Ok cool! Those micro swords look really nice! I just bought a small piece of driftwood too so I think I might try a planted bowl. I'll post pictures when I get it all set up. 

Libbey glass has 3 gallon bowls, they have an online store and I ordered mine from them. Actually they have a few different sizes but I like the 3 gallon the best.


----------



## Mr2KiEu

Ibn Saeed said:


> Can you please list the accessories you have used in your bowl. What is the substrate you have used, the plants etc ?
> 
> I really want to get a bowl project like this.


Sure no prob. I must warn you tho, I've only had this bowl setup for a few days so I'm not sure of the long term sustainability of the plants. Hopefully they thrive and grow. The Fluval compact fluorescent 13w light should be enough lighting, but I'm thinking I'll need to add root tabs or supplements for long term growth. 
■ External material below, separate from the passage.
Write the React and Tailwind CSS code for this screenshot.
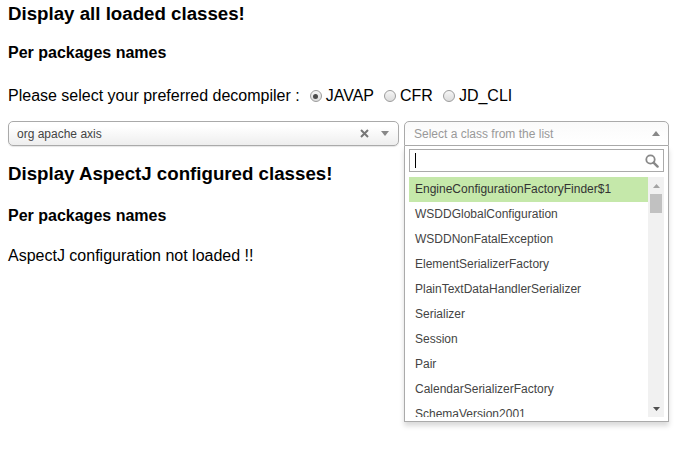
import { useState } from 'react';

const CLASSES = [
  'EngineConfigurationFactoryFinder$1',
  'WSDDGlobalConfiguration',
  'WSDDNonFatalException',
  'ElementSerializerFactory',
  'PlainTextDataHandlerSerializer',
  'Serializer',
  'Session',
  'Pair',
  'CalendarSerializerFactory',
  'SchemaVersion2001',
];

const DECOMPILERS = ['JAVAP', 'CFR', 'JD_CLI'];

function Radio({ checked }) {
  return (
    <span className="w-[12px] h-[12px] rounded-full border border-[#9c9c9c] bg-gradient-to-b from-[#f6f6f6] to-[#dcdcdc] flex items-center justify-center shrink-0">
      {checked && <span className="w-[5px] h-[5px] rounded-full bg-[#4a4a4a]" />}
    </span>
  );
}

function Arrow({ up }) {
  return (
    <svg width="8" height="5" viewBox="0 0 8 5" className="shrink-0">
      <path d={up ? 'M0 5 L4 0 L8 5 Z' : 'M0 0 L4 5 L8 0 Z'} fill="#888" />
    </svg>
  );
}

export default function App() {
  const [decompiler, setDecompiler] = useState('JAVAP');

  return (
    <div className="font-['Liberation_Sans',Arial,sans-serif] text-black px-2 pt-[3px] w-[679px] h-[450px] bg-white">
      <h3 className="text-[18.7px] font-bold leading-[22px]">Display all loaded classes!</h3>
      <h4 className="text-[16px] font-bold leading-[20px] mt-[18px]">Per packages names</h4>

      <div className="flex items-center text-[16px] leading-[20px] mt-[23px]">
        <span>Please select your preferred decompiler :</span>
        {DECOMPILERS.map((d, i) => (
          <label
            key={d}
            onClick={() => setDecompiler(d)}
            className={`flex items-center gap-[4px] cursor-pointer ${i === 0 ? 'ml-[10px]' : 'ml-[10px]'}`}
          >
            <Radio checked={decompiler === d} />
            <span>{d}</span>
          </label>
        ))}
      </div>

      <div className="flex gap-[5px] mt-[15px] text-[12px]">
        {/* package select */}
        <div className="w-[391px] h-[25px] border border-[#aaa] rounded-[5px] bg-gradient-to-b from-white from-20% to-[#eee] shadow-[0_1px_1px_rgba(0,0,0,0.1)] flex items-center pl-[8px] pr-[9px] text-[#444]">
          <span className="flex-1">org apache axis</span>
          <svg width="9" height="9" viewBox="0 0 9 9" className="mr-[12px]">
            <path d="M1 1 L8 8 M8 1 L1 8" stroke="#777" strokeWidth="2" />
          </svg>
          <Arrow />
        </div>

        {/* class select, open */}
        <div className="relative w-[265px]">
          <div className="h-[25px] border border-[#aaa] rounded-t-[5px] bg-gradient-to-b from-[#fafafa] to-white flex items-center pl-[9px] pr-[8px] text-[#999]">
            <span className="flex-1">Select a class from the list</span>
            <Arrow up />
          </div>
          <div className="absolute left-0 top-[25px] w-[265px] bg-white border border-t-0 border-[#aaa] shadow-[0_4px_5px_rgba(0,0,0,0.15)] z-10">
            <div className="px-[4px] pt-[3px] pb-[5px]">
              <div className="h-[23px] border border-[#aaa] flex items-center pl-[5px] pr-[4px]">
                <span className="w-px h-[15px] bg-black" />
                <span className="flex-1" />
                <svg width="14" height="14" viewBox="0 0 14 14">
                  <circle cx="5.5" cy="5.5" r="4.2" fill="none" stroke="#888" strokeWidth="1.8" />
                  <path d="M8.6 8.6 L12.6 12.6" stroke="#888" strokeWidth="2.4" strokeLinecap="round" />
                </svg>
              </div>
            </div>
            <div className="flex ml-[4px] mr-[4px] mb-[4px] h-[240px]">
              <ul className="flex-1 overflow-hidden">
                {CLASSES.map((c, i) => (
                  <li
                    key={c}
                    className={`h-[25px] px-[6px] leading-[25px] whitespace-nowrap ${i === 0 ? 'bg-[#c5e8aa] text-[#333]' : 'text-[#444]'}`}
                  >
                    {c}
                  </li>
                ))}
              </ul>
              <div className="w-[16px] bg-[#f1f1f1] flex flex-col items-center">
                <div className="h-[17px] flex items-center justify-center">
                  <svg width="7" height="4" viewBox="0 0 7 4"><path d="M0 4 L3.5 0 L7 4 Z" fill="#a3a3a3" /></svg>
                </div>
                <div className="w-[12px] h-[19px] bg-[#c1c1c1]" />
                <div className="flex-1" />
                <div className="h-[17px] flex items-center justify-center">
                  <svg width="7" height="4" viewBox="0 0 7 4"><path d="M0 0 L3.5 4 L7 0 Z" fill="#505050" /></svg>
                </div>
              </div>
            </div>
          </div>
        </div>
      </div>

      <h3 className="text-[18.7px] font-bold leading-[22px] mt-[17px]">Display AspectJ configured classes!</h3>
      <h4 className="text-[16px] font-bold leading-[20px] mt-[21px]">Per packages names</h4>
      <p className="text-[16px] leading-[20px] mt-[20px]">AspectJ configuration not loaded !!</p>
    </div>
  );
}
Here's the list, hope it helps!

1. 3 gallon bowl from Home Goods = $15
2. Caribsea Midnight Black Floramax from Petsmart = $9
3. Branch Wood from LFS = $15
4. Fluval CF 13W light = $25 buy it online at thatpetplace.com
5. 2 Anubias plants = $12
6. 2 Micro sword plants = $8
7. 2 Golden Mystery Snail from Petsmart = $6
8. Other plants = 3 for $10 at LFS
9. Aqueon water conditioner from Petsmart = $6
10. Last but not least 1 betta......lol = Priceless!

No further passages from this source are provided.